Instagram Stories alone now has over 500 million daily users, dwarfing Snapchat. Every feature Snap invents, Meta copies within months and deploys to a user base 5x larger.
TikTok redefined short-form content and stole attention from every other social platform. Snapchat launched Spotlight to compete, but TikTok's algorithmic feed and creator ecosystem are years ahead.
Young users who once spent hours on Snapchat now split that time with TikTok.
Monetization lags behind competitors. Snap's average revenue per user is significantly lower than Meta's or TikTok's.
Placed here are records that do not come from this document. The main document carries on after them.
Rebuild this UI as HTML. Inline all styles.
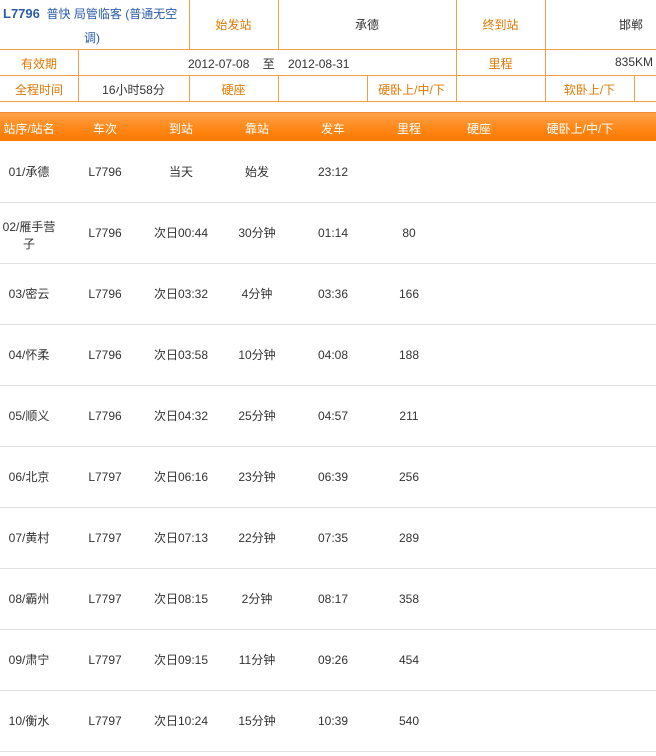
<!DOCTYPE html>
<html><head><meta charset="utf-8"><style>
body{margin:0;width:656px;height:756px;background:#fff;position:relative;overflow:hidden;font-family:"Liberation Sans","Noto Sans CJK SC","WenQuanYi Zen Hei",sans-serif;font-size:12px;color:#333}
.a{position:absolute;white-space:nowrap}
.h{position:absolute;height:1px;background:#f0a040;left:0;width:656px}
.v{position:absolute;width:1px;background:#f0a040}
.o{color:#e07800}
.c{text-align:center}
.g{position:absolute;left:0;width:656px;height:1px;background:#e0e0e0}
</style></head><body>
<div class="h" style="top:49px"></div>
<div class="h" style="top:75px"></div>
<div class="h" style="top:101px"></div>
<div class="v" style="left:189px;top:0;height:50px"></div>
<div class="v" style="left:278px;top:0;height:50px"></div>
<div class="v" style="left:456px;top:0;height:102px"></div>
<div class="v" style="left:545px;top:0;height:102px"></div>
<div class="v" style="left:78px;top:49px;height:53px"></div>
<div class="v" style="left:189px;top:75px;height:27px"></div>
<div class="v" style="left:278px;top:75px;height:27px"></div>
<div class="v" style="left:367px;top:75px;height:27px"></div>
<div class="v" style="left:634px;top:75px;height:27px"></div>

<div class="a" style="left:3px;top:5px;color:#2a5ca8;font-size:12px"><b style="font-size:13px">L7796</b>&nbsp; 普快 局管临客 (普通无空</div>
<div class="a" style="left:84px;top:29px;color:#2a5ca8">调)</div>
<div class="a o c" style="left:189px;width:89px;top:16px">始发站</div>
<div class="a c" style="left:278px;width:178px;top:16px">承德</div>
<div class="a o c" style="left:456px;width:89px;top:16px">终到站</div>
<div class="a" style="left:619px;top:16px">邯郸</div>

<div class="a o c" style="left:0;width:78px;top:55px">有效期</div>
<div class="a" style="left:188px;top:55px">2012-07-08&nbsp;&nbsp;&nbsp; 至&nbsp;&nbsp;&nbsp; 2012-08-31</div>
<div class="a o c" style="left:456px;width:89px;top:55px">里程</div>
<div class="a" style="left:615px;top:55px">835KM</div>

<div class="a o c" style="left:0;width:78px;top:81px">全程时间</div>
<div class="a c" style="left:78px;width:111px;top:81px">16小时58分</div>
<div class="a o c" style="left:189px;width:89px;top:81px">硬座</div>
<div class="a o c" style="left:367px;width:89px;top:81px">硬卧上/中/下</div>
<div class="a o c" style="left:545px;width:89px;top:81px">软卧上/下</div>

<div style="position:absolute;left:0;top:112px;width:656px;height:29px;background:linear-gradient(#ffa24a,#ff8a1c 50%,#ff7800);border-top:1px solid #f08a30;box-sizing:border-box"></div>
<div class="a" style="left:0;top:120px;width:656px;height:16px;color:#fff">
<span class="a c" style="left:0;width:58px">站序/站名</span>
<span class="a c" style="left:75px;width:60px">车次</span>
<span class="a c" style="left:151px;width:60px">到站</span>
<span class="a c" style="left:227px;width:60px">靠站</span>
<span class="a c" style="left:303px;width:60px">发车</span>
<span class="a c" style="left:379px;width:60px">里程</span>
<span class="a c" style="left:449px;width:60px">硬座</span>
<span class="a c" style="left:540px;width:80px">硬卧上/中/下</span>
</div>

<div id="rows"></div>
<script>
var d=[["01/承德","L7796","当天","始发","23:12",""],["02/雁手营<br>子","L7796","次日00:44","30分钟","01:14","80"],["03/密云","L7796","次日03:32","4分钟","03:36","166"],["04/怀柔","L7796","次日03:58","10分钟","04:08","188"],["05/顺义","L7796","次日04:32","25分钟","04:57","211"],["06/北京","L7797","次日06:16","23分钟","06:39","256"],["07/黄村","L7797","次日07:13","22分钟","07:35","289"],["08/霸州","L7797","次日08:15","2分钟","08:17","358"],["09/肃宁","L7797","次日09:15","11分钟","09:26","454"],["10/衡水","L7797","次日10:24","15分钟","10:39","540"]];
var L=[0,75,151,227,303,379],W=[58,60,60,60,60,60],h="";
for(var i=0;i<d.length;i++){var y=141+61*i;h+='<div class="g" style="top:'+(y+61)+'px"></div>';
for(var j=0;j<6;j++){var two=d[i][j].indexOf("<br>")>=0;h+='<div class="a c" style="left:'+L[j]+'px;width:'+W[j]+'px;top:'+(y+(two?17:24))+'px;line-height:'+(two?'17px':'15px')+'">'+d[i][j]+'</div>';}}
document.getElementById("rows").innerHTML=h;
</script>
</body></html>
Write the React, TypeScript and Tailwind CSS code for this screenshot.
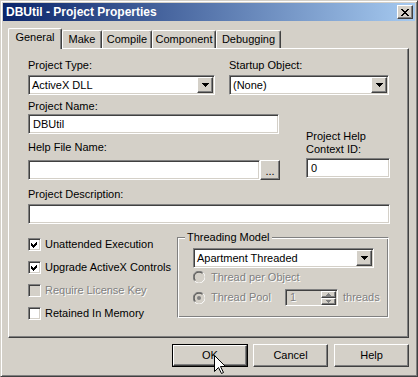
import React from "react";

const raised =
  "border border-t-white border-l-white border-r-[#404040] border-b-[#404040] shadow-[inset_-1px_-1px_0_#808080,inset_1px_1px_0_#d4d0c8]";
const sunken =
  "border border-t-[#808080] border-l-[#808080] border-r-white border-b-white shadow-[inset_1px_1px_0_#404040,inset_-1px_-1px_0_#d4d0c8]";
const disabledText = "text-[#808080] [text-shadow:1px_1px_0_#ffffff]";

function PixelGlyph({ rows, color }: { rows: string[]; color: string }) {
  const w = rows[0].length;
  const h = rows.length;
  const rects: React.ReactElement[] = [];
  rows.forEach((r, y) =>
    r.split("").forEach((c, x) => {
      if (c === "X") rects.push(<rect key={`${x}-${y}`} x={x} y={y} width={1} height={1} fill={color} />);
    })
  );
  return (
    <svg width={w} height={h} shapeRendering="crispEdges">
      {rects}
    </svg>
  );
}

const arrowRows = ["XXXXXXX", ".XXXXX.", "..XXX..", "...X..."];
const closeRows = ["XX....XX", ".XX..XX.", "..XXXX..", "...XX...", "..XXXX..", ".XX..XX.", "XX....XX"];

function DropBtn() {
  return (
    <div className={`w-[16px] h-[16px] shrink-0 bg-[#d4d0c8] ${raised} flex items-center justify-center`}>
      <PixelGlyph rows={arrowRows} color="#000" />
    </div>
  );
}

function Combo({ value, className }: { value: string; className: string }) {
  return (
    <div className={`h-[20px] p-[1px] bg-white ${sunken} flex items-center ${className}`}>
      <div className="flex-1 pl-[2px] leading-[16px] h-[16px] overflow-hidden whitespace-nowrap">{value}</div>
      <DropBtn />
    </div>
  );
}

function TextBox({ value, className }: { value?: string; className: string }) {
  return (
    <div className={`h-[20px] p-[1px] bg-white ${sunken} flex items-center ${className}`}>
      <div className="pl-[3px] leading-[16px]">{value}</div>
    </div>
  );
}

function CheckBox({ checked, disabled, label }: { checked?: boolean; disabled?: boolean; label: string }) {
  return (
    <div className="flex items-center h-[13px]">
      <div
        className={`w-[13px] h-[13px] shrink-0 ${sunken} ${disabled ? "bg-[#d4d0c8]" : "bg-white"} relative`}
      >
        {checked && (
          <svg width="13" height="13" className="absolute left-[-1px] top-[-1px]" shapeRendering="crispEdges">
            <polygon points="3,5 5,7 9,3 9,6 5,10 3,8" fill="#000" />
          </svg>
        )}
      </div>
      <span className={`ml-[4px] leading-[13px] whitespace-nowrap ${disabled ? disabledText : ""}`}>{label}</span>
    </div>
  );
}

function Radio({ selected }: { selected?: boolean }) {
  return (
    <svg width="12" height="12" className="shrink-0">
      <circle cx="6" cy="6" r="5.5" fill="#d4d0c8" />
      <path d="M10.2 1.8 A5.5 5.5 0 0 0 1.8 10.2" stroke="#808080" strokeWidth="1" fill="none" />
      <path d="M1.8 10.2 A5.5 5.5 0 0 0 10.2 1.8" stroke="#ffffff" strokeWidth="1" fill="none" />
      <path d="M9.5 2.5 A4.5 4.5 0 0 0 2.5 9.5" stroke="#404040" strokeWidth="1" fill="none" />
      <path d="M2.5 9.5 A4.5 4.5 0 0 0 9.5 2.5" stroke="#d4d0c8" strokeWidth="1" fill="none" />
      {selected && <circle cx="6" cy="6" r="2" fill="#808080" />}
    </svg>
  );
}

function SpinBtn({ up }: { up: boolean }) {
  return (
    <div className={`w-[15px] h-[7px] bg-[#d4d0c8] ${raised} flex items-center justify-center`}>
      <svg width="5" height="3" shapeRendering="crispEdges">
        {up ? (
          <polygon points="2.5,0 5,3 0,3" fill="#808080" />
        ) : (
          <polygon points="0,0 5,0 2.5,3" fill="#808080" />
        )}
      </svg>
    </div>
  );
}

function Button({ label, def, className }: { label: string; def?: boolean; className: string }) {
  if (def) {
    return (
      <div className={`h-[23px] border border-black ${className}`}>
        <div className={`w-full h-full ${raised} flex items-center justify-center leading-[13px]`}>{label}</div>
      </div>
    );
  }
  return (
    <div className={`h-[23px] ${raised} flex items-center justify-center leading-[13px] ${className}`}>{label}</div>
  );
}

function Tab({ label, w, selected }: { label: string; w: string; selected?: boolean }) {
  return (
    <div
      className={`${w} ${
        selected ? "h-[21px] -mb-px z-10" : "h-[18px]"
      } relative bg-[#d4d0c8] border-t border-l border-r border-t-white border-l-white border-r-[#404040] rounded-t-[2px] shadow-[inset_-1px_0_0_#808080] pt-[2px] text-center leading-[13px] whitespace-nowrap`}
    >
      {label}
    </div>
  );
}

export default function App() {
  return (
    <div className="relative w-[418px] h-[377px] bg-[#d4d0c8] border border-t-[#d4d0c8] border-l-[#d4d0c8] border-r-[#404040] border-b-[#404040] shadow-[inset_1px_1px_0_#ffffff,inset_-1px_-1px_0_#808080] p-[2px] text-[11px] text-black font-['Liberation_Sans',Arial,sans-serif] overflow-hidden select-none">
      {/* Title bar */}
      <div className="h-[18px] bg-[linear-gradient(to_right,#0a246a,#a6caf0)] flex items-center justify-between">
        <div className="pl-[3px] text-white font-bold text-[12px] leading-[14px] whitespace-nowrap">
          DBUtil - Project Properties
        </div>
        <div className={`w-[16px] h-[14px] mr-[2px] bg-[#d4d0c8] ${raised} flex items-center justify-center`}>
          <PixelGlyph rows={closeRows} color="#000" />
        </div>
      </div>

      {/* Tabs */}
      <div className="mt-[7px] ml-[5px] h-[20px] flex items-end">
        <Tab label="General" w="w-[54px]" selected />
        <Tab label="Make" w="w-[40px]" />
        <Tab label="Compile" w="w-[50px]" />
        <Tab label="Component" w="w-[64px]" />
        <Tab label="Debugging" w="w-[65px]" />
      </div>

      {/* Panel */}
      <div className="ml-[5px] w-[401px] h-[290px] border border-t-white border-l-white border-r-[#404040] border-b-[#404040] shadow-[inset_-1px_-1px_0_#808080] pl-[19px] pt-[10px]">
        {/* Row 1 */}
        <div className="flex">
          <div className="w-[187px]">
            <div className="h-[13px] leading-[13px]">Project Type:</div>
            <Combo value="ActiveX DLL" className="mt-[3px] w-[187px]" />
          </div>
          <div className="ml-[14px] w-[160px]">
            <div className="h-[13px] leading-[13px]">Startup Object:</div>
            <Combo value="(None)" className="mt-[3px] w-[160px]" />
          </div>
        </div>

        {/* Row 2 */}
        <div className="flex mt-[5px]">
          <div className="w-[251px]">
            <div className="h-[13px] leading-[13px]">Project Name:</div>
            <TextBox value="DBUtil" className="mt-[1px] w-[251px]" />
            <div className="mt-[7px] h-[13px] leading-[13px]">Help File Name:</div>
            <div className="mt-[6px] flex w-[252px]">
              <TextBox className="w-[232px]" />
              <div className={`w-[20px] h-[20px] bg-[#d4d0c8] ${raised} flex items-end justify-center pb-[4px] leading-[8px]`}>
                ...
              </div>
            </div>
          </div>
          <div className="ml-[27px] self-end mb-[2px]">
            <div className="leading-[13px]">
              Project Help
              <br />
              Context ID:
            </div>
            <TextBox value="0" className="mt-[2px] w-[84px]" />
          </div>
        </div>

        {/* Row 3 */}
        <div className="mt-[8px] h-[13px] leading-[13px]">Project Description:</div>
        <TextBox className="mt-[3px] w-[362px]" />

        {/* Row 4 */}
        <div className="flex mt-[13px]">
          <div className="w-[149px] pt-[1px] flex flex-col gap-[10px]">
            <CheckBox checked label="Unattended Execution" />
            <CheckBox checked label="Upgrade ActiveX Controls" />
            <CheckBox disabled label="Require License Key" />
            <CheckBox label="Retained In Memory" />
          </div>
          <div className="relative w-[212px] h-[81px] border border-t-[#808080] border-l-[#808080] border-r-white border-b-white shadow-[inset_1px_1px_0_#ffffff,inset_-1px_-1px_0_#808080] pl-[15px] pt-[10px]">
            <div className="absolute left-[7px] top-[-7px] px-[2px] bg-[#d4d0c8] leading-[13px] whitespace-nowrap">
              Threading Model
            </div>
            <Combo value="Apartment Threaded" className="w-[181px]" />
            <div className="mt-[3px] h-[12px] flex items-center">
              <Radio />
              <span className={`ml-[6px] leading-[13px] ${disabledText}`}>Thread per Object</span>
            </div>
            <div className="mt-[6px] h-[17px] flex items-center">
              <Radio selected />
              <span className={`ml-[6px] w-[74px] leading-[13px] ${disabledText}`}>Thread Pool</span>
              <div className={`w-[53px] h-[17px] p-[1px] bg-[#d4d0c8] ${sunken} flex items-center`}>
                <span className={`flex-1 pl-[3px] leading-[13px] ${disabledText}`}>1</span>
                <div className="flex flex-col">
                  <SpinBtn up />
                  <SpinBtn up={false} />
                </div>
              </div>
              <span className={`ml-[5px] leading-[13px] ${disabledText}`}>threads</span>
            </div>
          </div>
        </div>
      </div>

      {/* Buttons */}
      <div className="mt-[6px] flex justify-end pr-[6px]">
        <Button label="OK" def className="w-[76px]" />
        <Button label="Cancel" className="w-[75px] ml-[5px]" />
        <Button label="Help" className="w-[75px] ml-[6px]" />
      </div>

      {/* Mouse cursor */}
      <svg width="13" height="20" className="absolute left-[213px] top-[354px]">
        <polygon
          points="0.5,0.5 0.5,16.5 4.5,12.5 7.5,18.5 9.5,17.5 6.5,11.5 11.5,11.5"
          fill="#fff"
          stroke="#000"
          strokeWidth="1"
        />
      </svg>
    </div>
  );
}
Advertisers often treat Snapchat as an afterthought — they build campaigns for Instagram and TikTok first, then maybe run them on Snap. The company has been unprofitable for most of its public life, with only recent quarters showing operational improvement.
MONEY TRAIL
Seed
2012 · Led by Lightspeed Venture Partners
$0M raised
Series A
2013 · Led by Benchmark
$14M raised
$0.1B valuation
Series B
2013 · Led by IVP
$60M raised
$0.8B valuation
Series C
2014 · Led by Kleiner Perkins
$50M raised
$2.0B valuation
Series E
2015 · Led by Fidelity
$537M raised
$16.0B valuation
Series F
2016 · Led by Sequoia Capital
$1800M raised
$20.0B valuation
IPO
2017 · Led by Public Offering (NYSE: SNAP)
$3400M raised
$24.0B valuation
WHO BACKED THEM
Benchmark led the Series A — one of the most legendary early-stage investments in tech history. Lightspeed Venture Partners invested early.
Tencent bought a 12% stake, giving Snap a strategic investor from the world's largest gaming company. Alibaba, General Atlantic, and Fidelity participated in later rounds.
The March 2017 IPO raised $3.4 billion at a $24 billion valuation — Spiegel was 26 years old.